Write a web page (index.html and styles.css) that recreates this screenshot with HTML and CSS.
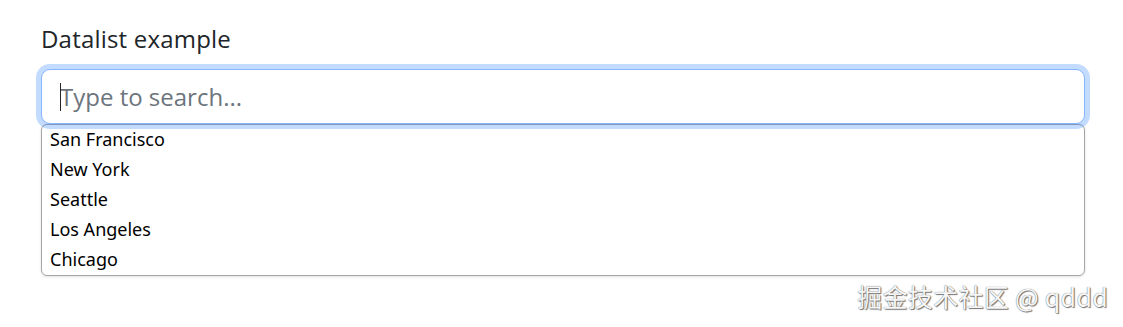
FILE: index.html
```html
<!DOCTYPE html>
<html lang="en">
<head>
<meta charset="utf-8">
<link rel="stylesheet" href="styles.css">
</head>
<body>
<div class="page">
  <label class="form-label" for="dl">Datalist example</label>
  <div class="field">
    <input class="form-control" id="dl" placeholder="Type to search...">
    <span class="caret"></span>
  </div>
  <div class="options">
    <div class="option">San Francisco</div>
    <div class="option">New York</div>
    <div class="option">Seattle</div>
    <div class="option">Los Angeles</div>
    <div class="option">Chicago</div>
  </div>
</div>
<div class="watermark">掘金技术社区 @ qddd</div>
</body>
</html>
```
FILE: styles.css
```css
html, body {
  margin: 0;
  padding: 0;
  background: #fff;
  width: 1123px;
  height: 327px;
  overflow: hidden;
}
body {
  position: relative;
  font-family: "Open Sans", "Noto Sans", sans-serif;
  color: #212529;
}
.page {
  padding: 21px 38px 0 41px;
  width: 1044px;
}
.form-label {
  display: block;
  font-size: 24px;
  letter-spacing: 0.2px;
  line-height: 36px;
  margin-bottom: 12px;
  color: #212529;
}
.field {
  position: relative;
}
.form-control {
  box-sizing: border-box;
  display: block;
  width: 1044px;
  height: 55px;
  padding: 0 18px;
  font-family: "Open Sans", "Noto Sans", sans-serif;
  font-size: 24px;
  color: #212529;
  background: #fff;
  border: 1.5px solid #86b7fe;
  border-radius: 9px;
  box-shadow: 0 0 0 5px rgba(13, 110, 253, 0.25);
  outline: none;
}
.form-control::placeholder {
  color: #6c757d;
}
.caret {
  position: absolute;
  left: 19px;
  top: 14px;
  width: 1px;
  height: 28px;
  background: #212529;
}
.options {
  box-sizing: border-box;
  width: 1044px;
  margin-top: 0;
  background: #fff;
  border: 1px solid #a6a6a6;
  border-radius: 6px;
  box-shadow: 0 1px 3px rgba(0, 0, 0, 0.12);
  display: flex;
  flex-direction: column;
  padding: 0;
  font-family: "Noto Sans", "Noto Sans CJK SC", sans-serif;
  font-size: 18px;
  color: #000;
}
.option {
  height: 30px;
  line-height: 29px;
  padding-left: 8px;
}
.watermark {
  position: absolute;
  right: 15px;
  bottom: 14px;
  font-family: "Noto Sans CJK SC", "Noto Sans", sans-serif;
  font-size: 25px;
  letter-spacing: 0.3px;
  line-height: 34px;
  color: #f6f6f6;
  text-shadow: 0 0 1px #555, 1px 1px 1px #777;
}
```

• [Problem description] Write the listing above out again exactly, dropping each image.

• [Response to this task]
Write a web page (index.html and styles.css) that recreates this screenshot with HTML and CSS.
FILE: index.html
```html
<!DOCTYPE html>
<html lang="en">
<head>
<meta charset="utf-8">
<link rel="stylesheet" href="styles.css">
</head>
<body>
<div class="page">
  <label class="form-label" for="dl">Datalist example</label>
  <div class="field">
    <input class="form-control" id="dl" placeholder="Type to search...">
    <span class="caret"></span>
  </div>
  <div class="options">
    <div class="option">San Francisco</div>
    <div class="option">New York</div>
    <div class="option">Seattle</div>
    <div class="option">Los Angeles</div>
    <div class="option">Chicago</div>
  </div>
</div>
<div class="watermark">掘金技术社区 @ qddd</div>
</body>
</html>
```
FILE: styles.css
```css
html, body {
  margin: 0;
  padding: 0;
  background: #fff;
  width: 1123px;
  height: 327px;
  overflow: hidden;
}
body {
  position: relative;
  font-family: "Open Sans", "Noto Sans", sans-serif;
  color: #212529;
}
.page {
  padding: 21px 38px 0 41px;
  width: 1044px;
}
.form-label {
  display: block;
  font-size: 24px;
  letter-spacing: 0.2px;
  line-height: 36px;
  margin-bottom: 12px;
  color: #212529;
}
.field {
  position: relative;
}
.form-control {
  box-sizing: border-box;
  display: block;
  width: 1044px;
  height: 55px;
  padding: 0 18px;
  font-family: "Open Sans", "Noto Sans", sans-serif;
  font-size: 24px;
  color: #212529;
  background: #fff;
  border: 1.5px solid #86b7fe;
  border-radius: 9px;
  box-shadow: 0 0 0 5px rgba(13, 110, 253, 0.25);
  outline: none;
}
.form-control::placeholder {
  color: #6c757d;
}
.caret {
  position: absolute;
  left: 19px;
  top: 14px;
  width: 1px;
  height: 28px;
  background: #212529;
}
.options {
  box-sizing: border-box;
  width: 1044px;
  margin-top: 0;
  background: #fff;
  border: 1px solid #a6a6a6;
  border-radius: 6px;
  box-shadow: 0 1px 3px rgba(0, 0, 0, 0.12);
  display: flex;
  flex-direction: column;
  padding: 0;
  font-family: "Noto Sans", "Noto Sans CJK SC", sans-serif;
  font-size: 18px;
  color: #000;
}
.option {
  height: 30px;
  line-height: 29px;
  padding-left: 8px;
}
.watermark {
  position: absolute;
  right: 15px;
  bottom: 14px;
  font-family: "Noto Sans CJK SC", "Noto Sans", sans-serif;
  font-size: 25px;
  letter-spacing: 0.3px;
  line-height: 34px;
  color: #f6f6f6;
  text-shadow: 0 0 1px #555, 1px 1px 1px #777;
}
```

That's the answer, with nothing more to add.